Une cosmologie extractiviste

Une concession d’hydrocarbures est un permis minier au même titre que la concession d’une mine

de cuivre. Le problème des gaz à effet de serre ne doit pas effacer le fait que notre monde est le produit d’un régime minier – et que c’est à la poursuite et à l’amplification de ce même régime que les élites ont décidé de suspendre notre destin. Pour nous projeter dans d’autres imaginaires, pour opérer la bifurcation nécessaire et urgente face a la destruction du vivant, nous avons besoin de transformer cette conception du monde-gisement. Telle est notre hypothèse : c’est par l’activité minière et les conceptions qui lui sont historiquement rattachées que ces puissances que nous appelons la « nature » sont devenues matière première potentielle, ressources pour la production, à partir d’un sous-sol conçu comme un réservoir, un magasin. Portons un regard curieux d’anthropologue sur notre conception de la matière première et sur les imaginaires qui ont façonné notre monde d’objets.

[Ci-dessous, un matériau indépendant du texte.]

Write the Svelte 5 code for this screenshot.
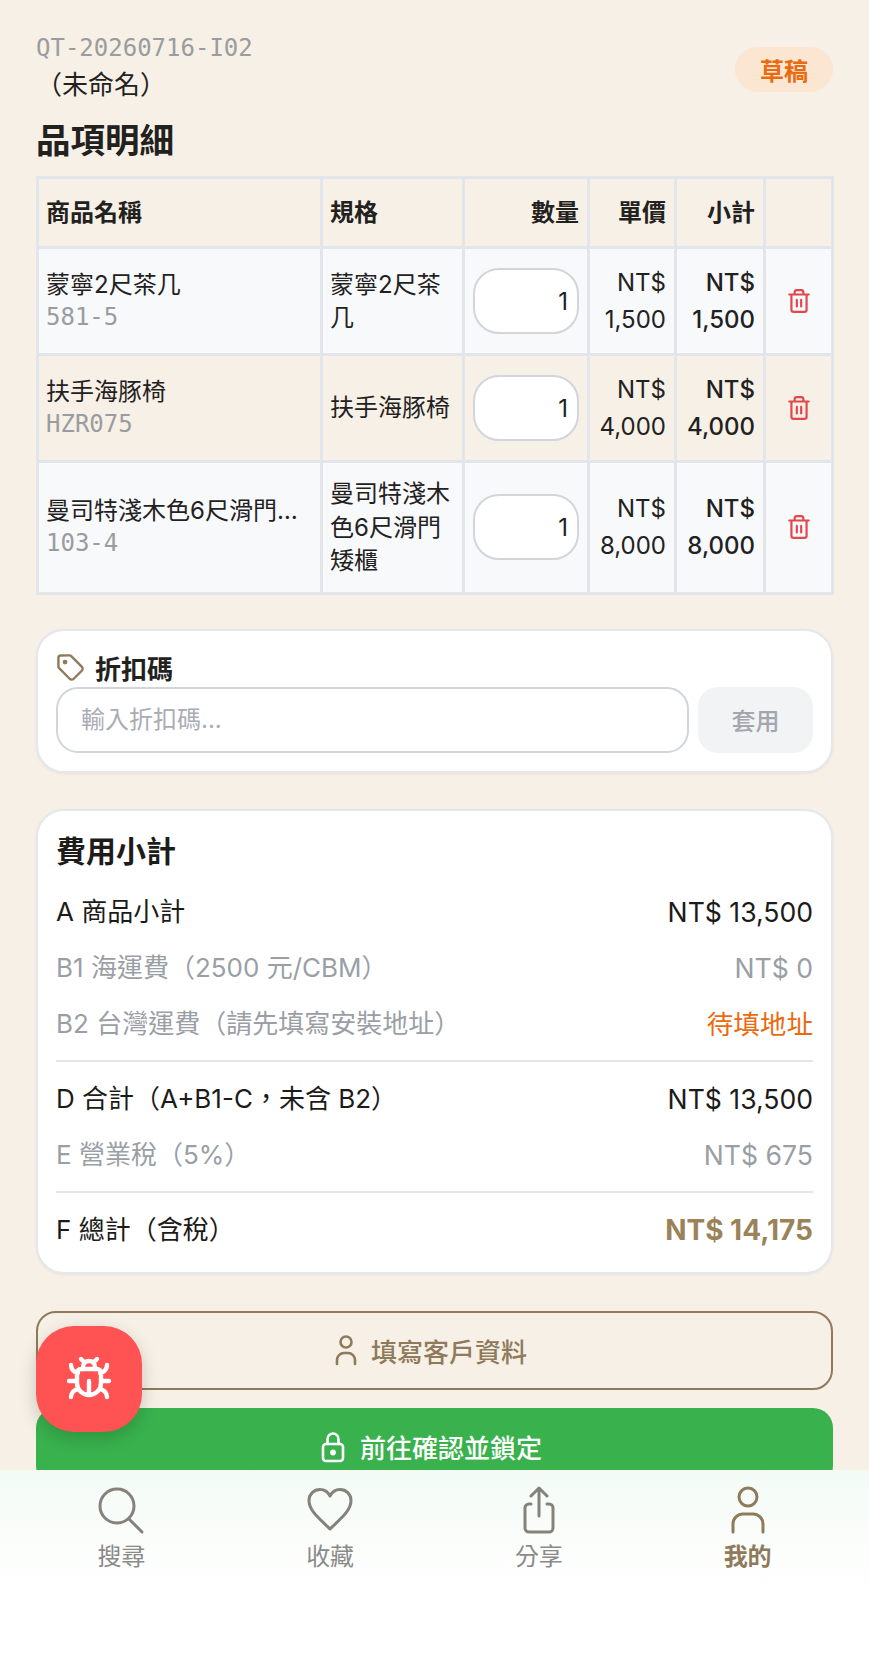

En Andalousie, les dômes de la NASA posés sur les collines lunaires de Rio Tinto offrent l’image concrète d’une cosmologie extractive : radicale étrangeté de ce peuple qui détruit le sol et ses mondes vivants en creusant la terre pour ériger un monde hors-sol, un monde entièrement reconstruit par l’artifice humain. Ce peuple qui habite déjà la Terre comme s’il s’agissait d’une autre planète tout en nourrissant l’espoir de s’élever vers les cieux et ses autres planètes.

Texte : Célia Izoard Éditions du Seuil, janvier 2024 / Illustration : Louis Tardivier

 

Alors même que 80% des mines sont implantées dans les écosystèmes les plus riches en biodiversité, la loi européenne sur les matières premières critiques visant à accélérer la transition «verte et numérique », vient d’être votée. Elle permettra de limiter les motifs d’objection, en décrétant les mines « d’intérêt public supérieur ».